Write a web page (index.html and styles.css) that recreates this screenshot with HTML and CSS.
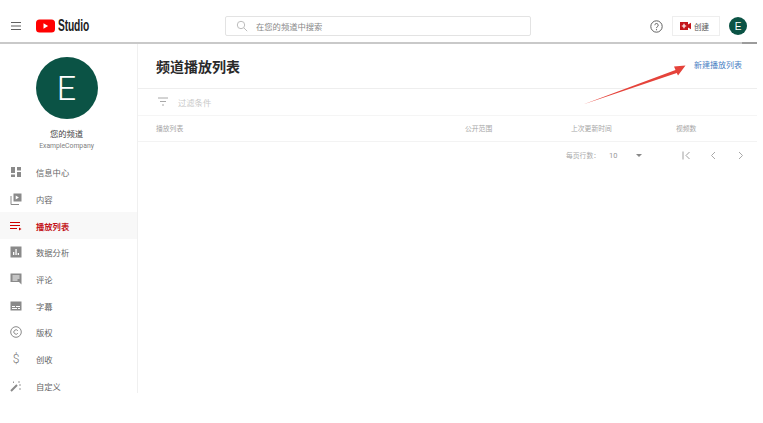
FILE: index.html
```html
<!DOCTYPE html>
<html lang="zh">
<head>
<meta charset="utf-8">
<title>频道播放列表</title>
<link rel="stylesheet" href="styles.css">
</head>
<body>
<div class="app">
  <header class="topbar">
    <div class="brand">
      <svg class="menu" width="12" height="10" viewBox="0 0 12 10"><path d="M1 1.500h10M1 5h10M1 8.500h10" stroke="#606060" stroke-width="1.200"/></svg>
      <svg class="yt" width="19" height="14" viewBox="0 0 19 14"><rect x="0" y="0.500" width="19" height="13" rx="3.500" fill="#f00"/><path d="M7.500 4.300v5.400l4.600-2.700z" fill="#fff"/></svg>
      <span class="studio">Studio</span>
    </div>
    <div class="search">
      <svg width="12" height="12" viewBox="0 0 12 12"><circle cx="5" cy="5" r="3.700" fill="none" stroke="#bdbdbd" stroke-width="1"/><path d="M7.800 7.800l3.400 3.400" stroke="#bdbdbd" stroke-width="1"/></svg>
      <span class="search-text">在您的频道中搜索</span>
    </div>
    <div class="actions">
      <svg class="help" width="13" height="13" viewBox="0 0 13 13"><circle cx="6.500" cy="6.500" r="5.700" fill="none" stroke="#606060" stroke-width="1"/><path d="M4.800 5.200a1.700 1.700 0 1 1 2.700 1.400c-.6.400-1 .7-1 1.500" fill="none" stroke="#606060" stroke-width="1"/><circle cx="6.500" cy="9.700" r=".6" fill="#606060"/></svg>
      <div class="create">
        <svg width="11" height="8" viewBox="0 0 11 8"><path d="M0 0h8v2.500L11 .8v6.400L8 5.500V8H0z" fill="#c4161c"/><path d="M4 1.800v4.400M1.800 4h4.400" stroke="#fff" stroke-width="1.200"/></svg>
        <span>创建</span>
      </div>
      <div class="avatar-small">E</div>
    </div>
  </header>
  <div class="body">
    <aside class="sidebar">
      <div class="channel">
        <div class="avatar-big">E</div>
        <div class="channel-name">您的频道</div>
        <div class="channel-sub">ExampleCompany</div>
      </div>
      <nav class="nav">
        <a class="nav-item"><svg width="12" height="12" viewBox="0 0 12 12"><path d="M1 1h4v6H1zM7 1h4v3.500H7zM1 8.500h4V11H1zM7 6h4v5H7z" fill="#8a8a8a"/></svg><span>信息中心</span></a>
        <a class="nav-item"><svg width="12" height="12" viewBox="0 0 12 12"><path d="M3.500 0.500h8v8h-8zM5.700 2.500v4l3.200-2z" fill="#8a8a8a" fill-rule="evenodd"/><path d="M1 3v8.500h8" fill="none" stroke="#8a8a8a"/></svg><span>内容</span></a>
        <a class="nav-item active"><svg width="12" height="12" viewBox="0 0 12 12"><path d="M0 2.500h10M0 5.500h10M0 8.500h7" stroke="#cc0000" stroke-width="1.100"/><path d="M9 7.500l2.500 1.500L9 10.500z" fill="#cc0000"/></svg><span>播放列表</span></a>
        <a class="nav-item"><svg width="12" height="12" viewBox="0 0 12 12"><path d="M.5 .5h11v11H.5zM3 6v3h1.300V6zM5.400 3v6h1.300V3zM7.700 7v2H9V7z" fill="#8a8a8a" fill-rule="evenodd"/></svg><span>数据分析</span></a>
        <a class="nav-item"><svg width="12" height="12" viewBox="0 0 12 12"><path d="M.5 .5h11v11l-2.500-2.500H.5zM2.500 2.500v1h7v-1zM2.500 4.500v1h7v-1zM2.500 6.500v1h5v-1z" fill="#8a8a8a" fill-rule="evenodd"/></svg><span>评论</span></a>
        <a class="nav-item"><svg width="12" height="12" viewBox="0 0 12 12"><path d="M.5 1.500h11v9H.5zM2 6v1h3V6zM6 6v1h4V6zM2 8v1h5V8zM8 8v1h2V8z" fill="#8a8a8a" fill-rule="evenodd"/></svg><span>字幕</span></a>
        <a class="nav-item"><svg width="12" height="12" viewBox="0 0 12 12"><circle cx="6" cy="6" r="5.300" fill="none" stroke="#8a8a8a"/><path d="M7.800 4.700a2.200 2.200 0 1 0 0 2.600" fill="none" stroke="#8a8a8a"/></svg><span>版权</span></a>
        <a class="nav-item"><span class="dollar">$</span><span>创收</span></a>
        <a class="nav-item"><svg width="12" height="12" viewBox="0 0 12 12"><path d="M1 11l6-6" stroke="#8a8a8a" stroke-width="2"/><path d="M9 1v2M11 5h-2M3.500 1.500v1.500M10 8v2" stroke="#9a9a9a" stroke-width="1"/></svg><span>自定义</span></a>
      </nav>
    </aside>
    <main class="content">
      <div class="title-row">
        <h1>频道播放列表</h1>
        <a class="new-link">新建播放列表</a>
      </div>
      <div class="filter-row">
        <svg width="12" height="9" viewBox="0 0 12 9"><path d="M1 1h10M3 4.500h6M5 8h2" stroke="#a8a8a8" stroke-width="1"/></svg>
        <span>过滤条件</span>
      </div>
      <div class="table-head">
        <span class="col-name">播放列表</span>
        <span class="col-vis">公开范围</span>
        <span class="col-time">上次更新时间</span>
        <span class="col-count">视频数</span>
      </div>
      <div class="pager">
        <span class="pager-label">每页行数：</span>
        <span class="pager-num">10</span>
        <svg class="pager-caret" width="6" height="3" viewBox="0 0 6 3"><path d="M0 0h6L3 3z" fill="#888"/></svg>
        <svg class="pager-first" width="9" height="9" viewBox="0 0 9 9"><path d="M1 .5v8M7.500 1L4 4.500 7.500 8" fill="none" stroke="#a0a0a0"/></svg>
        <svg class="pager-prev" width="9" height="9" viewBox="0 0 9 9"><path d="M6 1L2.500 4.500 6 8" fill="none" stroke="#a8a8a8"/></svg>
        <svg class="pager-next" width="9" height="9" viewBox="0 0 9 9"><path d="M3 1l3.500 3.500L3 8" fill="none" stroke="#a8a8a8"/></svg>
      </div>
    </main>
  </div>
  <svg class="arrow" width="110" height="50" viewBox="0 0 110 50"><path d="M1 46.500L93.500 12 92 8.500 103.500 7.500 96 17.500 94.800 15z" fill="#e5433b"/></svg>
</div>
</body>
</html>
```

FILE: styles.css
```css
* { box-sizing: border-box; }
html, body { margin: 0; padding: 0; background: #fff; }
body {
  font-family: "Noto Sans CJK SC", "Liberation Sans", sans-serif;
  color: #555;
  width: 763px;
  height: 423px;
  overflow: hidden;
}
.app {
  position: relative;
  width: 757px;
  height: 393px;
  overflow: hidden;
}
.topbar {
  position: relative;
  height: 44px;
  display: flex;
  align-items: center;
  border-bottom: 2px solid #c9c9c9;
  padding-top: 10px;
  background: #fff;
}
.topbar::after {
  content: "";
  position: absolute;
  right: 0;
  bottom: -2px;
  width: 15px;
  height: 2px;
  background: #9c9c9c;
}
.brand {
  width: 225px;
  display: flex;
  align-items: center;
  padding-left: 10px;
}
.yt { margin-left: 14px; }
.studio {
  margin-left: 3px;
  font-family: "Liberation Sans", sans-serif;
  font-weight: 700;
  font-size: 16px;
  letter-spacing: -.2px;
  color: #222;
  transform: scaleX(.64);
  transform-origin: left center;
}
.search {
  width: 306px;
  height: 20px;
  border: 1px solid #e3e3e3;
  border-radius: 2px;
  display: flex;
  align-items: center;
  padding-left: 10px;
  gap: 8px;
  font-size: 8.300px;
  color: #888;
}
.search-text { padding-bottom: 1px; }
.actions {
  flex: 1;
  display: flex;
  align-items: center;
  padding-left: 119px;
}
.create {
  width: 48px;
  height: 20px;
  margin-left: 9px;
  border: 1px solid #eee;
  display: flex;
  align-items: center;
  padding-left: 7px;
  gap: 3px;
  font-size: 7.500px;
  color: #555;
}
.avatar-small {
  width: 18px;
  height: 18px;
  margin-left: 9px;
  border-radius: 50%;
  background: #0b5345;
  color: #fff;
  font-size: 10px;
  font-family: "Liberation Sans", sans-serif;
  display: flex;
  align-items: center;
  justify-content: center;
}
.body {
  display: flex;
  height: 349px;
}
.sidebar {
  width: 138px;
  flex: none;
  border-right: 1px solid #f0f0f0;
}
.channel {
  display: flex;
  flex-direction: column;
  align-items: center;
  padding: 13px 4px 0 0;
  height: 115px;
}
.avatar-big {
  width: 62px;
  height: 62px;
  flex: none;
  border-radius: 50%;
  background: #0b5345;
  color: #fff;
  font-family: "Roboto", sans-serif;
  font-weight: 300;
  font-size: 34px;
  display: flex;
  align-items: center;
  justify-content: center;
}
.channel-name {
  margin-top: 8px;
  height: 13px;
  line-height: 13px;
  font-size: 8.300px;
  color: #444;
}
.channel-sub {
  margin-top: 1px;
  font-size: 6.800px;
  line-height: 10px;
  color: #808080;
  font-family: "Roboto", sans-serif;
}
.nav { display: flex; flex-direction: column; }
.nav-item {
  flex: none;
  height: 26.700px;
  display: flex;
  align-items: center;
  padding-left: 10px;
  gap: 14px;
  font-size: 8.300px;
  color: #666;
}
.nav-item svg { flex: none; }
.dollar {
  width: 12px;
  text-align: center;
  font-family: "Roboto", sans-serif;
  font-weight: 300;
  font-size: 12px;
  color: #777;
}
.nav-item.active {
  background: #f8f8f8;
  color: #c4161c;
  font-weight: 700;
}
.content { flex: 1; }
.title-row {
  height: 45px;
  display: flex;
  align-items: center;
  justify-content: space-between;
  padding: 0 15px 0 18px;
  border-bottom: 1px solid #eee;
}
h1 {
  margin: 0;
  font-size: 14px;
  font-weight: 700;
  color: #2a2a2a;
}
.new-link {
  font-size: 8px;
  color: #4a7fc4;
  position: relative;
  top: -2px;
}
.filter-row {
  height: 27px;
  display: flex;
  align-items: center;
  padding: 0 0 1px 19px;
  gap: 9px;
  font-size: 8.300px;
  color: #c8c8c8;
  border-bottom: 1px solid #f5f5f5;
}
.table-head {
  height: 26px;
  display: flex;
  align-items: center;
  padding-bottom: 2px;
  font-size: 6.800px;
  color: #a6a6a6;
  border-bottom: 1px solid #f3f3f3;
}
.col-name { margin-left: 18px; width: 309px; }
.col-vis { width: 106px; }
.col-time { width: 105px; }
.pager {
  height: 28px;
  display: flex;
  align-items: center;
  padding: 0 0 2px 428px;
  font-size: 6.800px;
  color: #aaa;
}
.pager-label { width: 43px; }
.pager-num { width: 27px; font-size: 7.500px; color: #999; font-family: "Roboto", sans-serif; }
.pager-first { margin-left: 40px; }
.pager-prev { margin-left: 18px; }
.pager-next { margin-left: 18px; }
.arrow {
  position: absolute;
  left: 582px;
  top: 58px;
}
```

====

Aim:
How many of the lines above contain the string "styles"? Give the number only.

Correct response:
3